Il 27 gennaio del 2003 infatti la Cia scrive: «Un altro servizio straniero aveva notizie di tentativi di acquisto di uranio dal Niger risalenti al 1999». Lo stesso «servizio straniero» riferito a un «Paese straniero» ricompare nella frase di Bauté a Jafar quando nell’incontro suddetto del 20 gennaio 2003. Quel «certo Paese» è la Francia, lo sanno tutti, Bauté lo sa bene, Bauté è francese. Lo sa perché proprio la Francia – che controlla le miniere di uranio in Niger – aveva più volte segnalato i tentativi di Saddam di procurarsi yellowcake alla fine degli anni Novanta. Stessa musica suonata nelle lettere false dell’ambasciata nigerina a Roma che finiscono nelle mani di Rocco Martino, spia della Dgse francese in Italia.

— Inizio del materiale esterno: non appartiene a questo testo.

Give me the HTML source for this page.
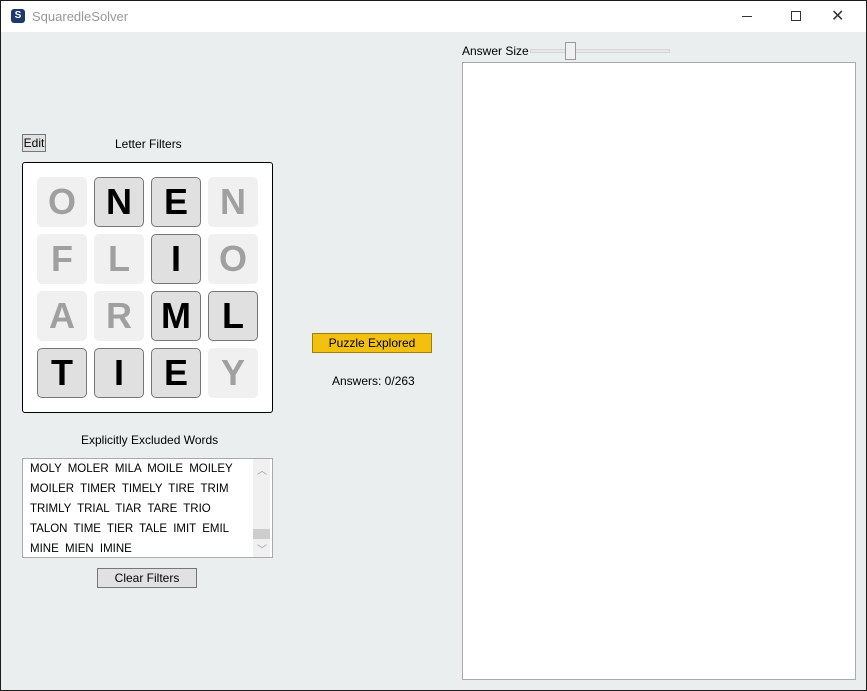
<!DOCTYPE html><html><head><style>
*{margin:0;padding:0;box-sizing:border-box}
body{width:867px;height:691px;overflow:hidden;font-family:"Liberation Sans",sans-serif;font-size:12px;color:#000;position:relative;background:#1c1c1c}
.win{position:absolute;left:1px;top:1px;width:865px;height:689px;background:#ebeeef}
.title{position:absolute;left:0;top:0;width:865px;height:31px;background:#fff}
.a{position:absolute}
.t{position:absolute;width:50px;height:50px;border-radius:5px;background:#f0f0f0;color:#a0a0a0;font-weight:bold;font-size:36px;text-align:center;line-height:50px;font-family:"Liberation Sans",sans-serif}
.t.on{background:#e0e0e0;border:1px solid #777;color:#000;line-height:48px}
</style></head><body><div class="win">
<div class="title">
<div class="a" style="left:10px;top:8px;width:14px;height:14px;background:#1d3a6a;border-radius:3px;color:#fff;font-size:10px;text-align:center;line-height:14px;font-weight:bold">S</div>
<div class="a" style="left:31px;top:8px;color:#999;font-size:13px">SquaredleSolver</div>
<div class="a" style="left:741px;top:15px;width:10px;height:1px;background:#333"></div>
<div class="a" style="left:790px;top:10px;width:10px;height:10px;border:1px solid #333"></div>
<div class="a" style="left:830px;top:5px;font-size:16px;color:#333">✕</div>
</div>
<div class="a" style="left:21px;top:133px;width:24px;height:18px;border:1px solid #777;background:#e1e1e1;text-align:center;line-height:16px">Edit</div>
<div class="a" style="left:114px;top:136px">Letter Filters</div>
<div class="a" style="left:21px;top:161px;width:251px;height:251px;border:1px solid #000;border-radius:3px;background:#fff"></div>
<div class="t" style="left:36px;top:176px">O</div>
<div class="t on" style="left:93px;top:176px">N</div>
<div class="t on" style="left:150px;top:176px">E</div>
<div class="t" style="left:207px;top:176px">N</div>
<div class="t" style="left:36px;top:233px">F</div>
<div class="t" style="left:93px;top:233px">L</div>
<div class="t on" style="left:150px;top:233px">I</div>
<div class="t" style="left:207px;top:233px">O</div>
<div class="t" style="left:36px;top:290px">A</div>
<div class="t" style="left:93px;top:290px">R</div>
<div class="t on" style="left:150px;top:290px">M</div>
<div class="t on" style="left:207px;top:290px">L</div>
<div class="t on" style="left:36px;top:347px">T</div>
<div class="t on" style="left:93px;top:347px">I</div>
<div class="t on" style="left:150px;top:347px">E</div>
<div class="t" style="left:207px;top:347px">Y</div>
<div class="a" style="left:80px;top:432px">Explicitly Excluded Words</div>
<div class="a" style="left:21px;top:457px;width:251px;height:100px;border:1px solid #aaa;background:#fff;line-height:20px;padding:0 0 0 7px;word-spacing:3px;white-space:pre;font-size:11.5px">MOLY MOLER MILA MOILE MOILEY
MOILER TIMER TIMELY TIRE TRIM
TRIMLY TRIAL TIAR TARE TRIO
TALON TIME TIER TALE IMIT EMIL
MINE MIEN IMINE</div>
<div class="a" style="left:252px;top:458px;width:17px;height:98px;background:#f0f0f0"></div>
<div class="a" style="left:252px;top:528px;width:17px;height:10px;background:#cdcdcd"></div>
<div class="a" style="left:256px;top:461px;color:#999;font-size:10px">︿</div>
<div class="a" style="left:256px;top:540px;color:#999;font-size:10px">﹀</div>
<div class="a" style="left:96px;top:567px;width:100px;height:20px;border:1px solid #777;background:#e1e1e1;text-align:center;line-height:18px">Clear Filters</div>
<div class="a" style="left:311px;top:332px;width:120px;height:20px;border:1px solid #a08000;background:#f2c00e;text-align:center;line-height:18px">Puzzle Explored</div>
<div class="a" style="left:331px;top:373px">Answers: 0/263</div>
<div class="a" style="left:461px;top:43px">Answer Size</div>
<div class="a" style="left:529px;top:48px;width:140px;height:4px;background:#e7e7e7;border:1px solid #d6d6d6"></div>
<div class="a" style="left:564px;top:41px;width:11px;height:18px;background:#f0f0f0;border:1px solid #999"></div>
<div class="a" style="left:461px;top:61px;width:394px;height:618px;border:1px solid #aaa;background:#fff"></div>
</div></body></html>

Se tutto sembra tornare, un ulteriore indizio grave è legato all’ennesima coincidenza inquietante: il 1° marzo 2003 l’ex ispettore dell’Aiea, David Albright, anticipa alla tv tedesca Ard le segretissime conclusioni dell’Agenzia atomica internazionale sul falso dossier dell’uranio. Come faceva a sapere del risultato top secret? Per caso gliel’ha sussurrato l’ex collega Jacques Bauté con il quale, in precedenza, era stato in Irak per conto dell’Onu? E ancora. Il giorno dopo che l’Aiea sbugiarda ufficialmente i documenti contraffatti sul link atomico Niger-Irak, il governo francese sbugiarda se stesso, confermando a Washington che i carteggi su cui Parigi si basava per affermare l’esistenza dei traffici in Niger erano gli stessi consegnati all’Invo. Cioè a Bauté, cioè quelli falsi delle lettere di Martino che i francesi avevano sempre negato di avere mai posseduto, sostenendo che le loro informazioni su quei traffici di uranio erano di «origine nazionale».

Se Bauté ha mentito, bisognerebbe chiedersi perché l’ha fatto.